Пржебышевский с почтительной, но достойной учтивостью пригнул рукой ухо к Вейротеру, имея вид человека, поглощенного вниманием. Маленький ростом Дохтуров сидел прямо против Вейротера с старательным и скромным видом и, нагнувшись над разложенною картой, добросовестно изучал диспозиции и неизвестную ему местность. Он несколько раз просил Вейротера повторять нехорошо расслышанные им слова и трудные наименования деревень. Вейротер исполнял его желание, и Дохтуров записывал.
Когда чтение, продолжавшееся более часу, было кончено, Ланжерон, опять остановив табакерку и не глядя на Вейротера и ни на кого особенно, начал говорить о том, как трудно было исполнить такую диспозицию, где положение неприятеля предполагается известным, тогда как положение это может быть нам неизвестно, так как неприятель находится в движении. Возражения Ланжерона были основательны, но было очевидно, что цель этих возражений состояла преимущественно в желании дать почувствовать генералу Вейротеру, столь самоуверенно, как школьникам ученикам, читавшему свою диспозицию, что он имел дело не с одними дураками, а с людьми, которые могли и его поучить в военном деле. Когда замолк однообразный звук голоса Вейротера, Кутузов открыл глава, как мельник, который просыпается при перерыве усыпительного звука мельничных колес, прислушался к тому, что говорил Ланжерон, и, как будто говоря: «а вы всё еще про эти глупости!» поспешно закрыл глаза и еще ниже опустил голову.
Стараясь как можно язвительнее оскорбить Вейротера в его авторском военном самолюбии, Ланжерон доказывал, что Бонапарте легко может атаковать, вместо того, чтобы быть атакованным, и вследствие того сделать всю эту диспозицию совершенно бесполезною.
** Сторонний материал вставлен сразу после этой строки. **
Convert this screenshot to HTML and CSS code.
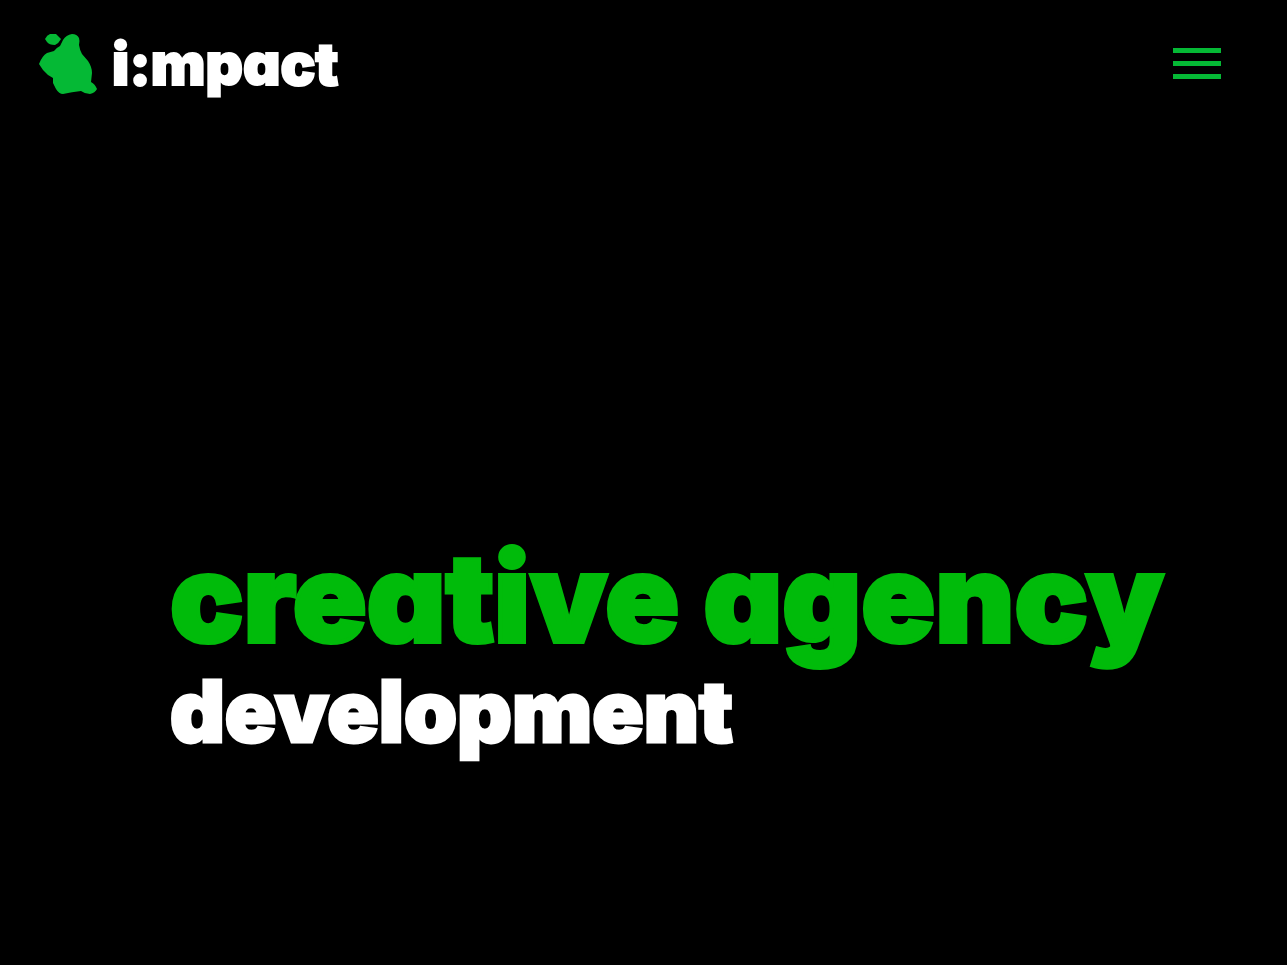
FILE: index.html
```html
<!DOCTYPE html>
<html lang="en">
<head>
<meta charset="utf-8">
<meta name="viewport" content="width=device-width, initial-scale=1">
<title>i:mpact</title>
<link rel="stylesheet" href="styles.css">
</head>
<body>
<header class="header">
  <a class="brand" href="#">
    <svg class="brand-mark" viewBox="0 0 60 62" aria-hidden="true">
      <path d="M7 6Q9 2 12 1L18 1L23 6Q21 10 17 12Q11 12 9 9Z"/>
      <path d="M25 7Q28 2 34 1Q39 1 41 5Q42 8 41 12Q42 18 44 21L50 28Q54 34 54 40L53 49Q57 51 59 56Q57 60 52 61Q47 61 43 58Q34 59 25 61Q21 61 18 56L15 50L15 45Q9 42 5 37L1 31Q4 23 9 20L16 18Q18 15 22 13Z"/>
    </svg>
    <span class="brand-name">i:mpact</span>
  </a>
  <button class="menu" type="button" aria-label="Open menu">
    <span class="menu-bar"></span>
    <span class="menu-bar"></span>
    <span class="menu-bar"></span>
  </button>
</header>
<main class="hero">
  <h1 class="hero-title">creative agency</h1>
  <p class="hero-topic">development</p>
</main>
</body>
</html>
```
FILE: styles.css
```css
* { box-sizing: border-box; }

body {
  margin: 0;
  min-height: 100vh;
  display: flex;
  flex-direction: column;
  background: #000;
  color: #fff;
  font-family: Inter, "Open Sans", sans-serif;
  font-weight: 900;
  /* single-storey "a" */
  font-feature-settings: "cv11";
}

.header {
  display: flex;
  align-items: center;
  justify-content: space-between;
  padding: 23px 66px 23px 38px;
}

.brand {
  display: flex;
  align-items: center;
  gap: 14px;
  color: inherit;
  text-decoration: none;
}

.brand-mark {
  width: 60px;
  height: 62px;
  fill: #05b935;
}

.brand-name {
  font-size: 58px;
  line-height: 82px;
  -webkit-text-stroke: 2px currentColor;
}

.menu {
  display: flex;
  flex-direction: column;
  gap: 8px;
  width: 48px;
  padding: 0 0 2px;
  border: 0;
  background: none;
  cursor: pointer;
}

.menu-bar {
  height: 5px;
  background: #05b935;
}

.hero {
  flex: 1;
  display: flex;
  flex-direction: column;
  justify-content: flex-end;
  padding: 0 40px 203px 170px;
}

.hero-title {
  margin: 0;
  color: #00bb0a;
  font-size: 122px;
  font-weight: 900;
  line-height: 128px;
  white-space: nowrap;
  -webkit-text-stroke: 4px currentColor;
}

.hero-topic {
  margin: 0;
  font-size: 85px;
  line-height: 100px;
  -webkit-text-stroke: 3px currentColor;
}
```
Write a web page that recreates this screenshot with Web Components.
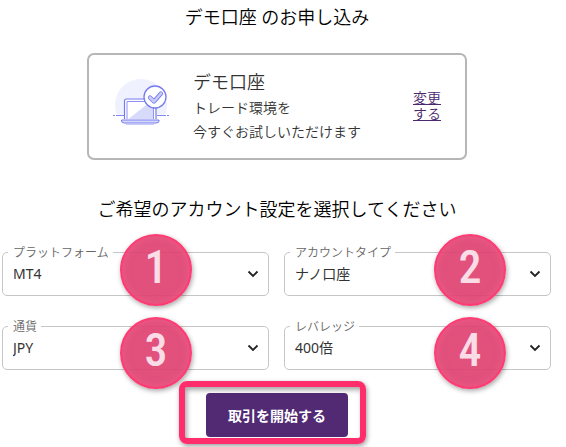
<!DOCTYPE html>
<html lang="ja">
<head>
<meta charset="utf-8">
<meta name="viewport" content="width=device-width, initial-scale=1">
<title>デモ口座 のお申し込み</title>
<style>
  body {
    margin: 0 14px 0 2px;
    background-color: #fff;
    color: #000;
    font-family: "Noto Sans", "Noto Sans CJK JP", sans-serif;
    font-weight: 350;
  }
</style>
</head>
<body>
  <demo-application>
    <span slot="title">デモ口座 のお申し込み</span>
    <account-card slot="account">
      <span slot="title">デモ口座</span>
      トレード環境を<br>今すぐお試しいただけます
      <span slot="action">変更する</span>
    </account-card>
    <span slot="subtitle">ご希望のアカウント設定を選択してください</span>
    <select-field label="プラットフォーム" options="MT4,MT5">
      <step-marker>1</step-marker>
    </select-field>
    <select-field class="right" label="アカウントタイプ" options="ナノ口座,マイクロ口座">
      <step-marker>2</step-marker>
    </select-field>
    <select-field class="lower" label="通貨" options="JPY,USD,EUR">
      <step-marker>3</step-marker>
    </select-field>
    <select-field class="right lower" label="レバレッジ" options="400倍,200倍,100倍">
      <step-marker>4</step-marker>
    </select-field>
    <start-button slot="submit">取引を開始する</start-button>
  </demo-application>

<script>
class BaseElement extends HTMLElement {
  constructor() {
    super();
    this.attachShadow({ mode: 'open' });
  }

  connectedCallback() {
    if (this.shadowRoot.childNodes.length) return;
    const template = document.createElement('template');
    template.innerHTML = this.getStyles() + this.getTemplate();
    this.shadowRoot.appendChild(template.content.cloneNode(true));
  }
}

class DemoApplication extends BaseElement {
  getTemplate() {
    return `
      <main>
        <h1><slot name="title"></slot></h1>
        <slot name="account"></slot>
        <h2><slot name="subtitle"></slot></h2>
        <form>
          <div class="fields"><slot></slot></div>
          <slot name="submit"></slot>
        </form>
      </main>
    `;
  }

  getStyles() {
    return `
      <style>
        :host {
          display: block;
        }

        main {
          display: flex;
          flex-direction: column;
          align-items: center;
          padding: 4px 0 10px;
        }

        h1, h2 {
          margin: 0;
          font-size: 18px;
          font-weight: inherit;
          line-height: 26px;
          text-align: center;
        }

        h1 {
          margin-bottom: 23px;
        }

        h2 {
          margin: 36px 0 22px;
        }

        form {
          display: flex;
          flex-direction: column;
          align-items: center;
          gap: 23px;
          width: 100%;
        }

        .fields {
          display: grid;
          grid-template-columns: 1fr 1fr;
          gap: 22px 15px;
          box-sizing: border-box;
          width: 100%;
          padding-right: 1px;
        }
      </style>
    `;
  }
}

class AccountCard extends BaseElement {
  getTemplate() {
    return `
      <laptop-icon></laptop-icon>
      <div class="text">
        <h3><slot name="title"></slot></h3>
        <p><slot></slot></p>
      </div>
      <a href="#"><slot name="action"></slot></a>
    `;
  }

  getStyles() {
    return `
      <style>
        :host {
          display: flex;
          align-items: center;
          box-sizing: border-box;
          width: 100%;
          max-width: 380px;
          padding: 13px 24px 14px;
          border: 2px solid #b6b6b6;
          border-radius: 7px;
          color: #333;
        }

        .text {
          flex: 1;
          margin-left: 22px;
        }

        h3 {
          margin: 0;
          font-size: 18px;
          font-weight: inherit;
          line-height: 28px;
        }

        p {
          margin: 0;
          font-size: 14px;
          line-height: 24px;
        }

        a {
          width: 28px;
          color: #4b286d;
          font-size: 14px;
          line-height: 16px;
        }
      </style>
    `;
  }
}

class LaptopIcon extends BaseElement {
  getTemplate() {
    return `
      <svg viewBox="0 0 58 56" width="58" height="56" fill="none" aria-hidden="true">
        <path d="M3.800 36.500A26 26 0 1 1 52.200 36.500Z" fill="#f0f1ff"/>
        <path d="M0 37.500h2M3 37.500h9M44 37.500h9M54 37.500h2" stroke="#8489f0"/>
        <path d="M11.500 41V23a2 2 0 0 1 2-2H41a2 2 0 0 1 2 2v18" fill="#fff" stroke="#767bee" stroke-width="1.200"/>
        <path d="M14 41V23.500h26.500V41" fill="#fff" stroke="#8f93f2"/>
        <path d="M15.500 41 37 24h3v17Z" fill="#d8dafc"/>
        <path d="M8.500 42H46v1q0 2-3 2H11.500q-3 0-3-2Z" fill="#d8dafc" stroke="#767bee"/>
        <path d="M13 46.500h28" stroke="#c9ccfb"/>
        <circle cx="42" cy="19" r="11" fill="#fff" stroke="#767bee" stroke-width="1.300"/>
        <path d="m37 19.500 4 4 7-8" stroke="#767bee" stroke-width="4.200" stroke-linecap="round" stroke-linejoin="round"/>
        <path d="m37 19.500 4 4 7-8" stroke="#c9ccfb" stroke-width="2.600" stroke-linecap="round" stroke-linejoin="round"/>
      </svg>
    `;
  }

  getStyles() {
    return `
      <style>
        :host {
          display: block;
        }

        svg {
          display: block;
        }
      </style>
    `;
  }
}

class SelectField extends BaseElement {
  getTemplate() {
    const options = this.getAttribute('options').split(',');

    return `
      <fieldset>
        <legend><label for="choice">${this.getAttribute('label')}</label></legend>
        <div class="control">
          <select id="choice">
            ${options.map((option) => `<option>${option}</option>`).join('')}
          </select>
          <svg viewBox="0 0 12 8" width="12" height="8" aria-hidden="true">
            <path d="M1.500 1.500 6 6l4.500-4.500" fill="none" stroke="#222" stroke-width="1.800"/>
          </svg>
        </div>
      </fieldset>
      <slot></slot>
    `;
  }

  getStyles() {
    return `
      <style>
        :host {
          --marker-left: 118px;
          --marker-top: -10px;
          display: block;
          position: relative;
        }

        :host(.right) {
          --marker-left: 150px;
        }

        :host(.lower) {
          --marker-top: -1px;
        }

        fieldset {
          min-width: 0;
          margin: 0;
          padding: 0 5px;
          border: 1px solid #c6c6c6;
          border-radius: 5px;
        }

        legend {
          padding: 2px 4px 0 5px;
          color: #666;
          font-size: 12px;
          line-height: 14px;
        }

        label {
          display: block;
        }

        .control {
          display: grid;
          align-items: center;
          height: 35px;
          padding-bottom: 8px;
          box-sizing: border-box;
        }

        select, svg {
          grid-area: 1 / 1;
        }

        svg {
          justify-self: end;
          margin-right: 4px;
          pointer-events: none;
        }

        select {
          appearance: none;
          width: 100%;
          height: 27px;
          margin: 0;
          padding: 0 24px 0 5px;
          border: 0;
          background: none;
          color: #333;
          font: inherit;
          font-size: 14px;
          font-weight: 400;
        }
      </style>
    `;
  }
}

class StepMarker extends BaseElement {
  getTemplate() {
    return `<slot></slot>`;
  }

  getStyles() {
    return `
      <style>
        :host {
          display: flex;
          align-items: center;
          justify-content: center;
          position: absolute;
          top: var(--marker-top);
          left: var(--marker-left);
          box-sizing: border-box;
          width: 72px;
          height: 72px;
          padding-bottom: 6px;
          border: 2px solid #ff3b74;
          border-radius: 50%;
          background-color: rgba(222, 62, 110, .9);
          box-shadow: 1px 2px 5px rgba(0, 0, 0, .35), inset 0 0 9px rgba(255, 100, 150, .5);
          color: #fadce7;
          font-family: "Roboto Condensed", "Liberation Sans Narrow", Roboto, sans-serif;
          font-size: 46px;
          font-weight: 500;
          line-height: 48px;
          pointer-events: none;
        }
      </style>
    `;
  }
}

class StartButton extends BaseElement {
  getTemplate() {
    return `<button type="button"><slot></slot></button>`;
  }

  getStyles() {
    return `
      <style>
        :host {
          display: block;
          position: relative;
        }

        /* highlight frame drawn over the button */
        :host::after {
          content: "";
          position: absolute;
          inset: -12px -18px -7px -27px;
          border: 6px solid #ff2d6b;
          border-radius: 8px;
          box-shadow: 1px 2px 5px rgba(0, 0, 0, .4), inset 2px 3px 5px rgba(0, 0, 0, .35);
          pointer-events: none;
        }

        button {
          display: block;
          height: 44px;
          padding: 0 22px;
          border: 0;
          border-radius: 4px;
          background-color: #522a74;
          color: #fff;
          font: inherit;
          font-size: 14px;
          font-weight: 700;
        }
      </style>
    `;
  }
}

customElements.define('demo-application', DemoApplication);
customElements.define('account-card', AccountCard);
customElements.define('laptop-icon', LaptopIcon);
customElements.define('select-field', SelectField);
customElements.define('step-marker', StepMarker);
customElements.define('start-button', StartButton);
</script>
</body>
</html>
Вейротер на все возражения отвечал твердой презрительной улыбкой, очевидно вперед приготовленной для всякого возражения, независимо от того, что бы ему ни говорили.
– Ежели бы он мог атаковать нас, то он нынче бы это сделал, – сказал он.
– Вы, стало быть, думаете, что он бессилен, – сказал Ланжерон.
– Много, если у него 40 тысяч войска, – отвечал Вейротер с улыбкой доктора, которому лекарка хочет указать средство лечения.